Here it gets overwritten to 0. When I continue it gets overwritten one more time:

(gdb) c
Continuing.

Watchpoint 3: get_itbl(0x9815f8)->type

Old value = 0
New value = 16580
scavenge_static () at rts/sm/Scav.c:1789
1789        gct->scavenged_static_objects = flagged_p;

(gdb) bt
#0  scavenge_static () at rts/sm/Scav.c:1789
#1  0x00000000009111f8 in scavenge_loop () at rts/sm/Scav.c:2185
#2  0x00000000008e34bb in scavenge_until_all_done () at rts/sm/GC.c:1092
#3  0x00000000008e2118 in GarbageCollect (collect_gen=1, do_heap_census=false, gc_type=0, cap=0xad4080 <MainCapability>, idle_cap=0x0) at rts/sm/GC.c:418
#4  0x00000000008d4dfb in scheduleDoGC (pcap=0x7fffffffd630, task=0xaebd00, force_major=false) at rts/Schedule.c:1799
#5  0x00000000008d4347 in schedule (initialCapability=0xad4080 <MainCapability>, task=0xaebd00) at rts/Schedule.c:545
#6  0x00000000008d57a1 in scheduleWaitThread (tso=0x4200105388, ret=0x0, pcap=0x7fffffffd720) at rts/Schedule.c:2533
#7  0x00000000008d7997 in rts_evalLazyIO (cap=0x7fffffffd720, p=0x981710, ret=0x0) at rts/RtsAPI.c:530
#8  0x00000000008d808a in hs_main (argc=1, argv=0x7fffffffd918, main_closure=0x981710, rts_config=...) at rts/RtsMain.c:72
#9  0x000000000040d39a in main ()

The value 16580 is what we see in the error message.

I don't know if this is a problem with GC, maybe it's something wrong with the code gen.

comment:15 Changed 8 months ago by osa1

Cc: simonpj bgamari added
Priority: normalhighest

Finally found the problem.
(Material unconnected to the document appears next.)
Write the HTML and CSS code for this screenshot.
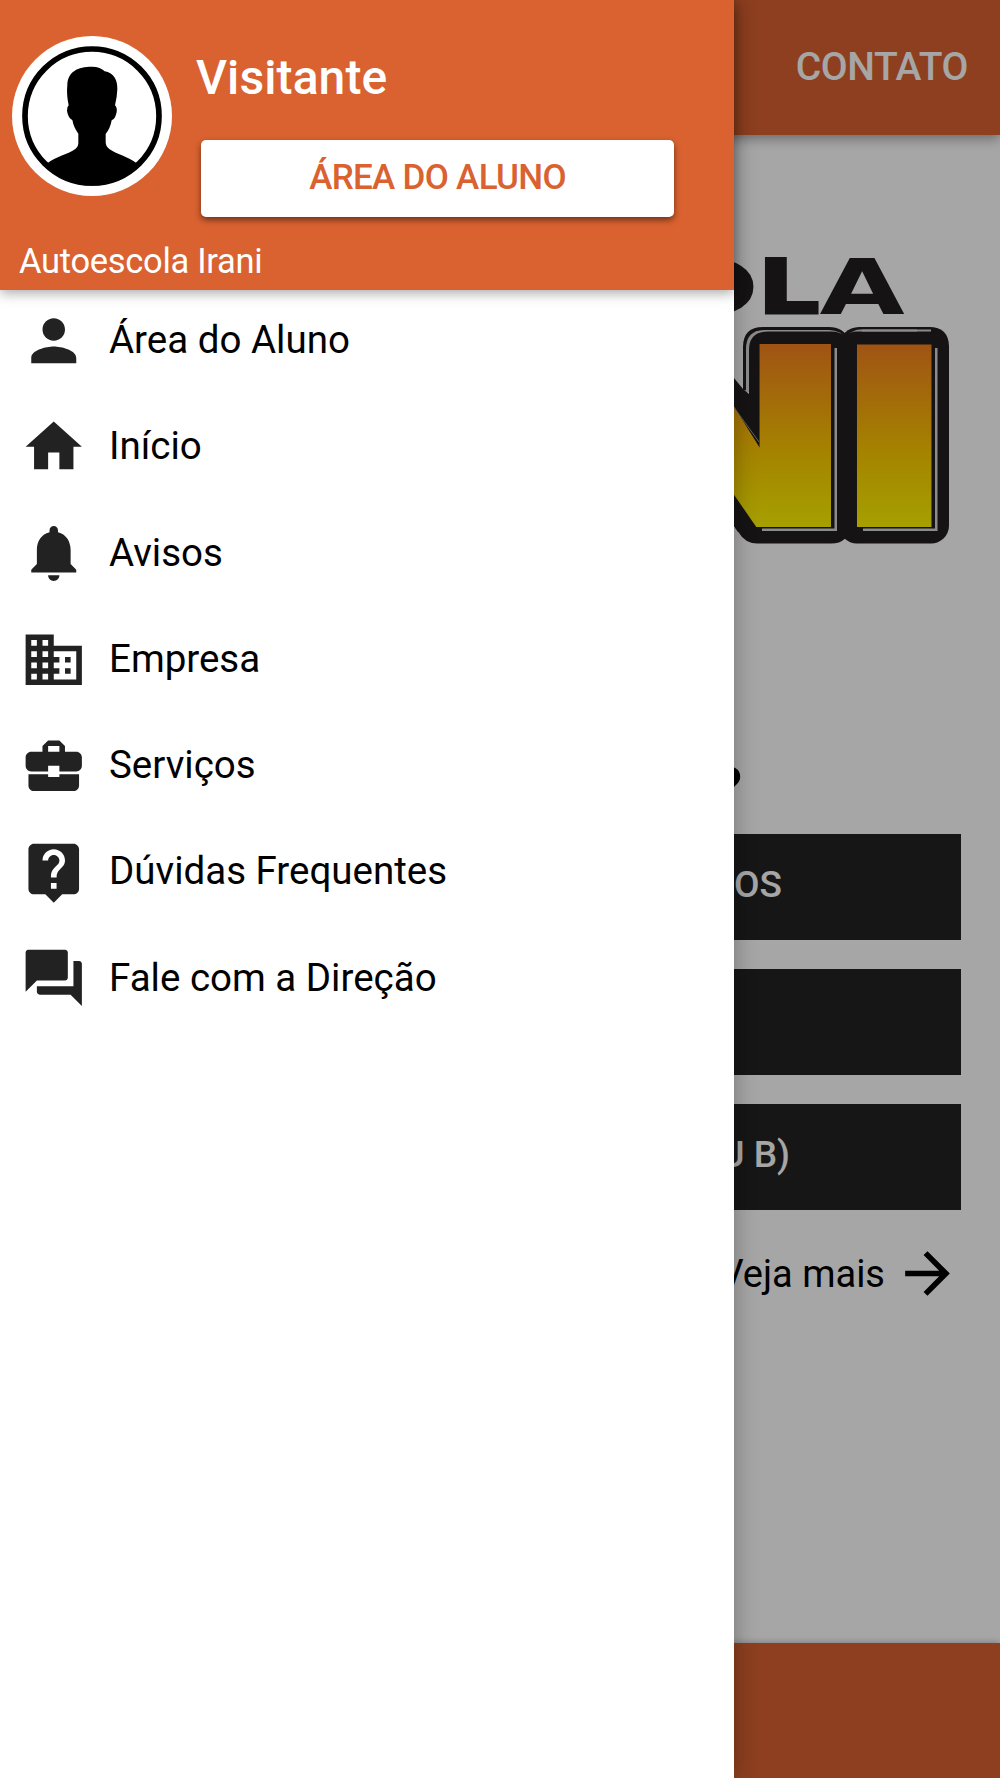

In summary; in unarise we introduce absentError calls for unboxed sum slots that are not supposed to be used and absentError id (aBSENT_ERROR_ID) is marked as CAFFY. Now suppose we had a top-level definition that is not CAFFY but uses unboxed sums. TidyPgm thinks that it's not CAFFY. But in unarise we make it CAFFY by introducing absentError. This causes mismatch between the CAF info recorded in the binder id for this top-level definition and the actual RHS. The code that generates closure layout doesn't add a static_link field, but the code that generates the info table generates a SRT and SRT bitmap.

Some potential solutions:

  • Why is absentError marked as CAF? I think error ids are conservatively marked as MayHaveCafRefs but perhaps it's fine to not mark absentError as MayHaveCafRefs. (I implemented this and it fixed the bug)
  • Update CAFFY-ness of ids in unarise if we introduce absentError (haven't tried this yet)
  • Conservatively consider unboxed sum constructors as CAFFY in TidyPgm
  • Something else?

Any ideas? Ping @simonpj @bgamari

Last edited 8 months ago by osa1 (previous) (diff)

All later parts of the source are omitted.